In 1955, Bruce Tate left the group. He was replaced by Randy Jones (who would later sing with the Cadets). During the summer of 1956, Jones and Tisby were briefly out of the group, and were replaced by Ray Brewster and Teddy Harper, respectively. Jones and Tisby returned shortly afterwards. Curtis Williams left in December 1957, with Harper rejoining as his permanent replacement. The Penguins never had another national hit, but their 1957 cover of "Pledge of Love" reached No. 15 on the R&B chart.

==Later years==
The group broke up in 1962. Cleveland Duncan continued recording as "The Penguins", with new member Walter Saulsberry and a backing group, the Viceroys. Later, the group was Duncan, Saulsberry, Vesta and Evelyn King, and Vera Walker. (Duncan and the King sisters had recorded a record as "Cleve Duncan and the Radiants" in 1959.) By the late 1960s, the group was being billed as the "Fabulous Penguins", and featured Duncan, Walker, and new member Rudy Wilson. By the 1970s, the members were Duncan, the returning Walter Saulsberry, and new member Glenn Madison, formerly of the Delcos (Indiana). This was the current line up of the group until 2012.

The group performed on the PBS television special, Doo Wop 50. Duncan, Madison, and Saulsberry also performed with Randy Jones as guest, in 2001. It was planned for Jones to appear with the Penguins the following year but he suffered a stroke while rehearsing with the group and died shortly thereafter. Jones also performed with the reunited Jacks/Cadets in the 1990s. Duncan died on November 7, 2012, in Los Angeles at the age of 77.

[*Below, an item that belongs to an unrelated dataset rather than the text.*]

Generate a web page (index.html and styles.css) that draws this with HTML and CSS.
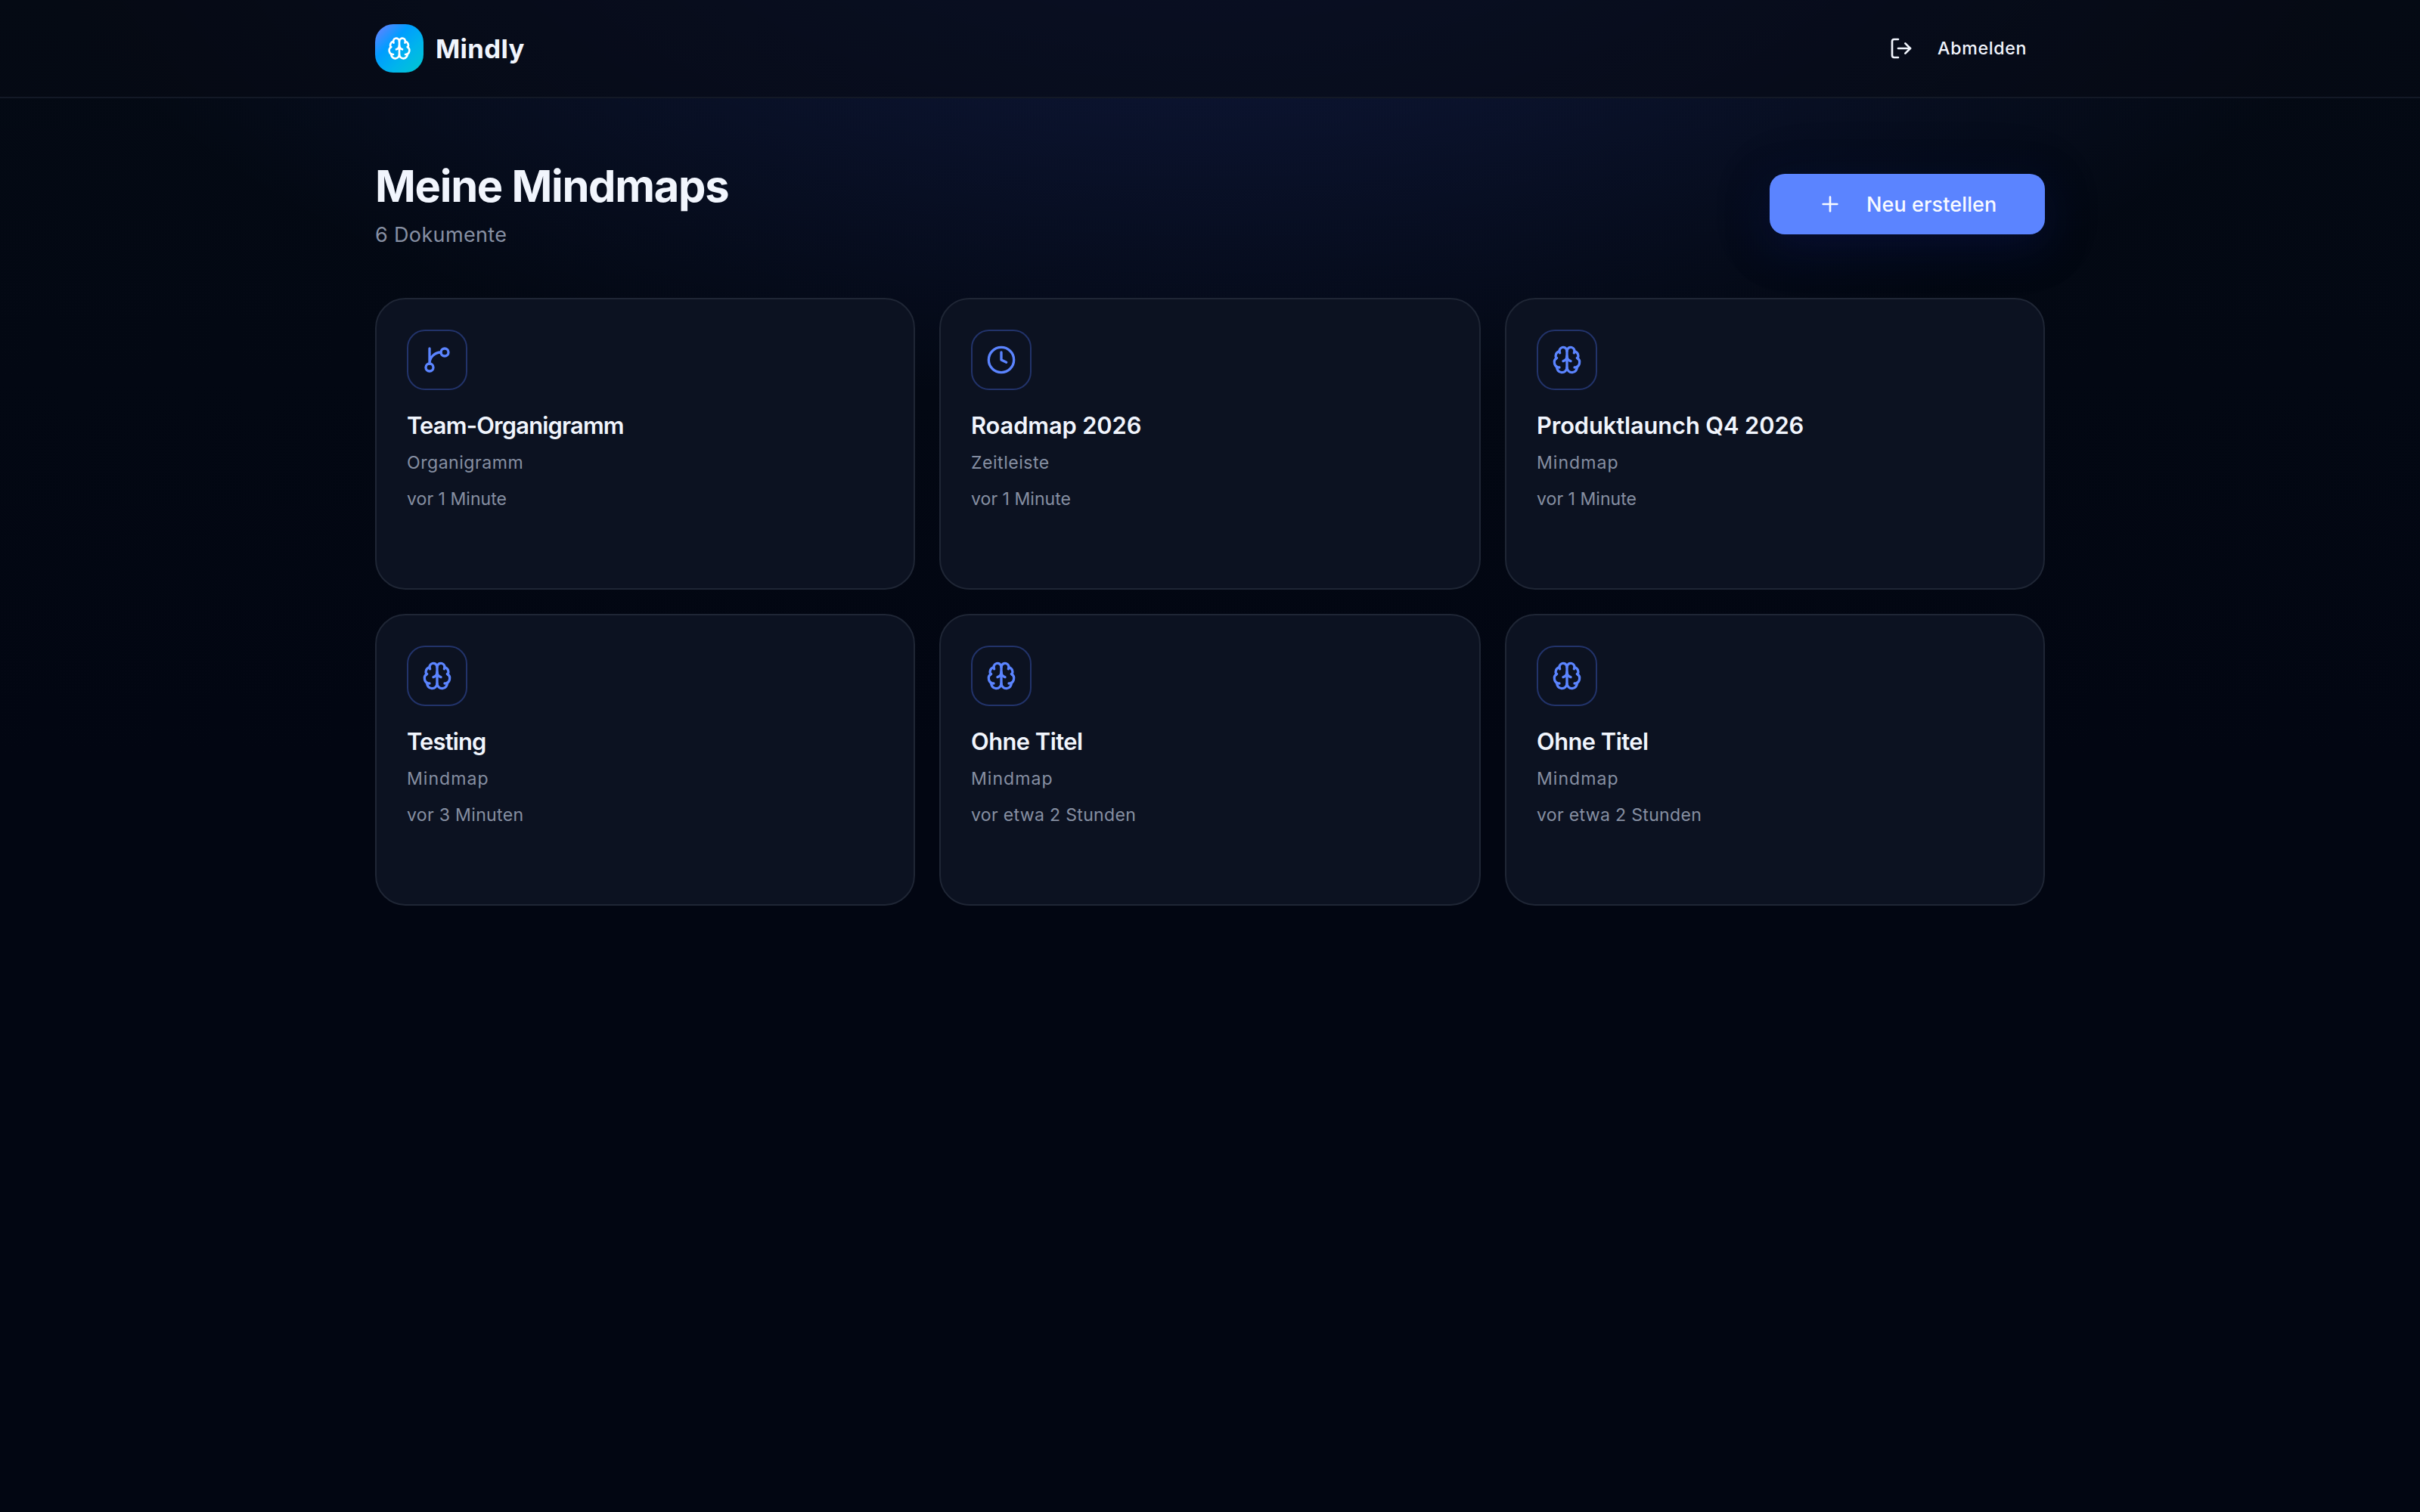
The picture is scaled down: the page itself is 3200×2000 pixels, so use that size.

The group is mentioned in the Paul Simon song "Rene and Georgette Magritte with Their Dog after the War". In interviews, Simon has told about hearing "Earth Angel," the first R&B song he said he had heard; he describes trying to explain to his father, a big band musician, how great the song was.

==Award==
The Penguins were inducted into The Vocal Group Hall of Fame in 2004.